His Harvard commencement address of 1978 lays out his assessment fairly clearly and succinctly. I recommend it. Whether you agree with his assessment or not, you’ll find it very thought-provoking regarding the state of the modern world.

So he was one who found himself to be largely out of step of the rest of the world. This caused many not only in the East but also in the West to back away from him.  Many in the West were skeptical of His critique of the West’s unbridled individualism and consumerism. And worse, in his critique he often came across as a wild-eyed nut, complete with patriarchal beard and austere demeanor.

Upon his return to Russia He tried to do a talk show—I suppose partly to improve his public image—but the program didn’t quite catch on. He was just not the TV-type. Here’s the New York Times’ take on it:

Mr. Solzhenitsyn started appearing on television twice a week as the host of a 15-minute show called “A Meeting With Solzhenitsyn.” Most times he veered into condemnatory monologues that left his less outspoken guests with little to do but look on…. Mr. Solzhenitsyn came across “as a combination of Charlie Rose and Moses.” After receiving poor ratings, the program was canceled a year after it was started. (NY Times 8-4-2008)

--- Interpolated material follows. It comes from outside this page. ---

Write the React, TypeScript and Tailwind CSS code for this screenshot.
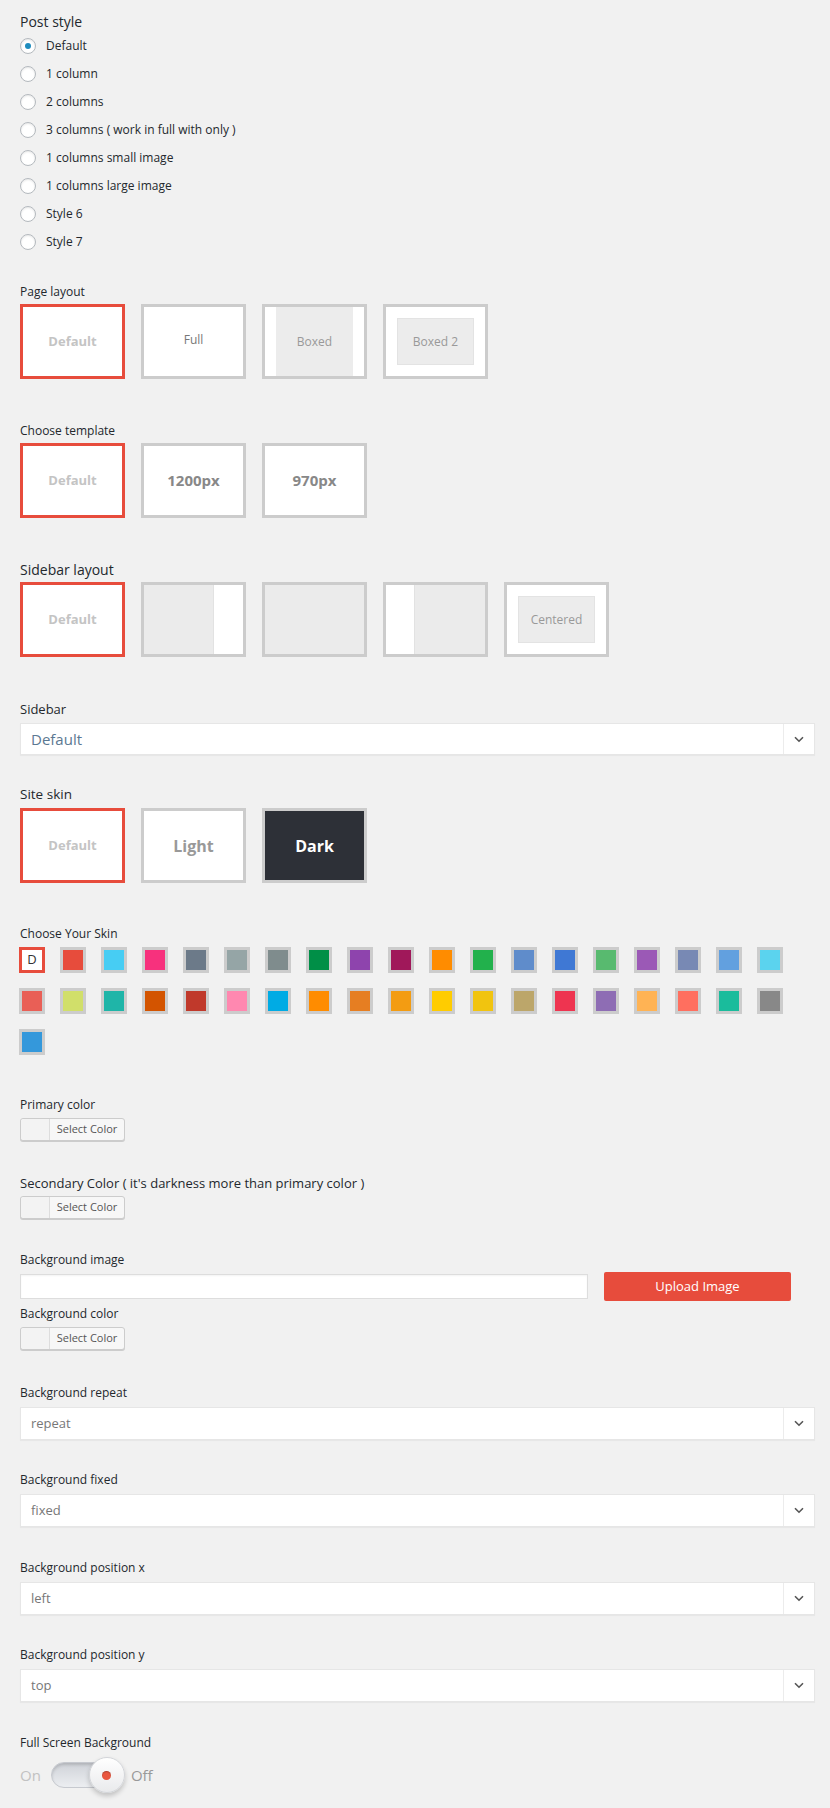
import { ReactNode } from 'react';

const font = { fontFamily: '"Open Sans", "Noto Sans", Arial, sans-serif' };

const postStyles = [
  'Default',
  '1 column',
  '2 columns',
  '3 columns ( work in full with only )',
  '1 columns small image',
  '1 columns large image',
  'Style 6',
  'Style 7',
];

const skins = [
  '#e74c3c', '#47cdf3', '#f7317d', '#6c7a89', '#95a5a6', '#7f8c8d', '#008f47', '#8e44ad', '#a0185a',
  '#ff8c00', '#22b14c', '#5f8ccb', '#3f78d4', '#58ba6f', '#9b59b6', '#7889b4', '#62a0df', '#5bd3ee',
  '#e95f56', '#d1df6a', '#1fb5a8', '#d35400', '#c0392b', '#ff88b0', '#00abe4', '#ff8c00', '#e67e22',
  '#f39c12', '#ffcc00', '#f1c40f', '#bca66a', '#ee3450', '#8e6db4', '#ffb354', '#ff6f5f', '#1abc9c',
  '#888888', '#3498db',
];

function Label({ children, size = 'text-[12px]' }: { children: ReactNode; size?: string }) {
  return <div className={`${size} leading-[20px] text-[#23282d]`}>{children}</div>;
}

function Tile({ active, dark, children }: { active?: boolean; dark?: boolean; children?: ReactNode }) {
  return (
    <div
      className={`w-[105px] h-[75px] border-[3px] flex overflow-hidden ${
        active ? 'border-[#e74c3c] bg-white' : dark ? 'border-[#cccccc] bg-[#2d3037]' : 'border-[#cccccc] bg-white'
      }`}
    >
      {children}
    </div>
  );
}

function Center({ children, className = '' }: { children: ReactNode; className?: string }) {
  return <div className={`flex-1 flex items-center justify-center ${className}`}>{children}</div>;
}

function DefaultText() {
  return <Center className="text-[13px] font-bold text-[#c4c4c4]">Default</Center>;
}

function Chevron() {
  return (
    <div className="w-[31px] border-l border-[#ececec] flex items-center justify-center">
      <svg width="10" height="7" viewBox="0 0 10 7" fill="none">
        <path d="M1 1.2L5 5.2L9 1.2" stroke="#555" strokeWidth="1.6" />
      </svg>
    </div>
  );
}

function Select({ value, big }: { value: string; big?: boolean }) {
  return (
    <div
      className={`mt-[4px] flex bg-white border border-[#e6e6e6] shadow-[0_1px_1px_rgba(0,0,0,0.04)] ${
        big ? 'h-[32px]' : 'h-[33px]'
      }`}
    >
      <div
        className={`flex-1 flex items-center pl-[10px] ${
          big ? 'text-[15px] text-[#5b7892]' : 'text-[13px] text-[#777]'
        }`}
      >
        {value}
      </div>
      <Chevron />
    </div>
  );
}

function ColorButton() {
  return (
    <div className="mt-[3px] flex w-[105px] h-[23px] rounded-[3px] border border-[#cccccc] bg-[#f7f7f7] shadow-[0_1px_0_#cccccc]">
      <div className="w-[29px] border-r border-[#dddddd] bg-[#f3f3f3] rounded-l-[3px]" />
      <div className="flex-1 flex items-center justify-center text-[11px] text-[#555]">Select Color</div>
    </div>
  );
}

export default function App() {
  return (
    <div className="w-[830px] min-h-[1808px] bg-[#f1f1f1] pl-[20px] pr-[15px] pt-[12px]" style={font}>
      {/* Post style */}
      <Label size="text-[14px]">Post style</Label>
      <div className="flex flex-col">
        {postStyles.map((s, i) => (
          <div key={s} className="h-[28px] flex items-center">
            <div className="w-[16px] h-[16px] rounded-full border border-[#b4b9be] bg-white shadow-[inset_0_1px_2px_rgba(0,0,0,0.1)] flex items-center justify-center">
              {i === 0 && <div className="w-[6px] h-[6px] rounded-full bg-[#1e8cbe]" />}
            </div>
            <span className="ml-[10px] text-[12px] text-[#23282d]">{s}</span>
          </div>
        ))}
      </div>

      {/* Page layout */}
      <div className="mt-[26px]">
        <Label>Page layout</Label>
        <div className="mt-[2px] flex gap-[16px]">
          <Tile active>
            <DefaultText />
          </Tile>
          <Tile>
            <Center className="text-[12px] text-[#777] pb-[3px]">Full</Center>
          </Tile>
          <Tile>
            <div className="flex-1 mx-[11px] bg-[#ececec] flex items-center justify-center text-[12px] text-[#999]">
              Boxed
            </div>
          </Tile>
          <Tile>
            <div className="flex-1 m-[11px] bg-[#ececec] border border-[#e3e3e3] flex items-center justify-center text-[12px] text-[#999]">
              Boxed 2
            </div>
          </Tile>
        </div>
      </div>

      {/* Choose template */}
      <div className="mt-[42px]">
        <Label>Choose template</Label>
        <div className="mt-[2px] flex gap-[16px]">
          <Tile active>
            <DefaultText />
          </Tile>
          <Tile>
            <Center className="text-[15px] font-bold text-[#888]">1200px</Center>
          </Tile>
          <Tile>
            <Center className="text-[15px] font-bold text-[#888]">970px</Center>
          </Tile>
        </div>
      </div>

      {/* Sidebar layout */}
      <div className="mt-[42px]">
        <Label size="text-[14px]">Sidebar layout</Label>
        <div className="mt-[2px] flex gap-[16px]">
          <Tile active>
            <DefaultText />
          </Tile>
          <Tile>
            <div className="flex-1 bg-[#ebebeb]" />
            <div className="w-[30px] bg-white border-l border-[#e2e2e2]" />
          </Tile>
          <Tile>
            <div className="flex-1 bg-[#ebebeb]" />
          </Tile>
          <Tile>
            <div className="w-[29px] bg-white border-r border-[#e2e2e2]" />
            <div className="flex-1 bg-[#ebebeb]" />
          </Tile>
          <Tile>
            <div className="flex-1 m-[11px] bg-[#ececec] border border-[#e3e3e3] flex items-center justify-center text-[12px] text-[#999]">
              Centered
            </div>
          </Tile>
        </div>
      </div>

      {/* Sidebar */}
      <div className="mt-[42px]">
        <Label size="text-[13px]">Sidebar</Label>
        <Select value="Default" big />
      </div>

      {/* Site skin */}
      <div className="mt-[29px]">
        <Label size="text-[13.5px]">Site skin</Label>
        <div className="mt-[4px] flex gap-[16px]">
          <Tile active>
            <DefaultText />
          </Tile>
          <Tile>
            <Center className="text-[16px] font-bold text-[#999]">Light</Center>
          </Tile>
          <Tile dark>
            <Center className="text-[16px] font-bold text-white">Dark</Center>
          </Tile>
        </div>
      </div>

      {/* Choose Your Skin */}
      <div className="mt-[41px]">
        <Label>Choose Your Skin</Label>
        <div className="mt-[3px] flex flex-wrap gap-[15px] -ml-[1px]">
          <div className="w-[26px] h-[26px] border-[3px] border-[#e74c3c] bg-white flex items-center justify-center text-[13px] text-[#333]">
            D
          </div>
          {skins.map((c, i) => (
            <div key={i} className="w-[26px] h-[26px] border-[3px] border-[#cccccc] bg-[#cccccc]">
              <div className="w-full h-full" style={{ backgroundColor: c }} />
            </div>
          ))}
        </div>
      </div>

      {/* Primary color */}
      <div className="mt-[40px]">
        <Label>Primary color</Label>
        <ColorButton />
      </div>

      <div className="mt-[32px]">
        <Label size="text-[13px]">Secondary Color ( it's darkness more than primary color )</Label>
        <ColorButton />
      </div>

      {/* Background image */}
      <div className="mt-[31px]">
        <Label>Background image</Label>
        <div className="mt-[2px] flex items-center">
          <div className="w-[568px] h-[25px] bg-white border border-[#dddddd] shadow-[inset_0_1px_2px_rgba(0,0,0,0.05)]" />
          <div className="ml-[16px] w-[187px] h-[29px] bg-[#e74c3c] rounded-[2px] flex items-center justify-center text-[13px] text-white">
            Upload Image
          </div>
        </div>
      </div>

      <div className="mt-[3px]">
        <Label>Background color</Label>
        <ColorButton />
      </div>

      <div className="mt-[33px]">
        <Label>Background repeat</Label>
        <Select value="repeat" />
      </div>

      <div className="mt-[30px]">
        <Label>Background fixed</Label>
        <Select value="fixed" />
      </div>

      <div className="mt-[31px]">
        <Label>Background position x</Label>
        <Select value="left" />
      </div>

      <div className="mt-[30px]">
        <Label>Background position y</Label>
        <Select value="top" />
      </div>

      {/* Full Screen Background */}
      <div className="mt-[31px]">
        <Label>Full Screen Background</Label>
        <div className="mt-[3px] flex items-center h-[38px]">
          <span className="text-[15px] text-[#c2c2c2]">On</span>
          <div className="relative ml-[10px] w-[74px] h-[38px]">
            <div className="absolute left-0 right-[4px] top-[6px] h-[26px] rounded-full border border-[#c6c9cf] bg-gradient-to-b from-[#cfd2d8] to-[#eceef1] shadow-[inset_0_2px_3px_rgba(0,0,0,0.15)]" />
            <div className="absolute right-0 top-[1px] w-[36px] h-[36px] rounded-full bg-gradient-to-b from-white to-[#e9eaec] border border-[#d3d5d9] shadow-[0_3px_5px_rgba(0,0,0,0.2)] flex items-center justify-center">
              <div className="w-[9px] h-[9px] rounded-full bg-[#e9573f] shadow-[inset_0_1px_1px_rgba(0,0,0,0.25)]" />
            </div>
          </div>
          <span className="ml-[6px] text-[15px] text-[#999]">Off</span>
        </div>
      </div>
    </div>
  );
}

I find this description rather humorous.

Now, why is Solzhenitsyn pertinent to us as we consider the difficult work of thinking and living Christianly?  One of the things that Solzhenitsyn lamented about the West is its lack of discipline and self-constraint.  He was critical of the fragmented and narcissistic tendencies of Western individualism. In his view, if the West had any native spirituality, it was very lop-sided on the private, inner, freewheeling and self-aggrandizing side of the equation. It left very little room for discipline, suffering and sacrifice.

Indeed, the religion that you find in modern America is a religion of unbridled self-expression and self-help, instead of self-denial. Only in the West could “having your best life now” be considered a Christian spiritual goal. Only in modern Western civilization could “self-esteem” be confused with a “New Reformation”. 

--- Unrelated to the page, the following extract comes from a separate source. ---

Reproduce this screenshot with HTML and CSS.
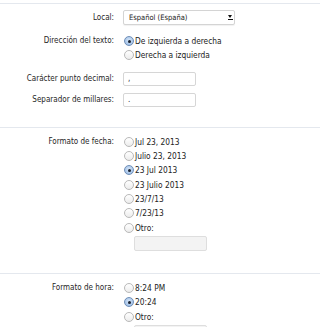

Something to think about from “The Kingdom Perspective”.

But realize this, that in the last days difficult times will come. For men will be lovers of self, lovers of money, boastful, arrogant, revilers, disobedient to parents, ungrateful, unholy, unloving, irreconcilable, malicious gossips, without self-control, brutal, haters of good, treacherous, reckless, conceited, lovers of pleasure rather than lovers of God, holding to a form of godliness, although they have denied its power; Avoid such men as these.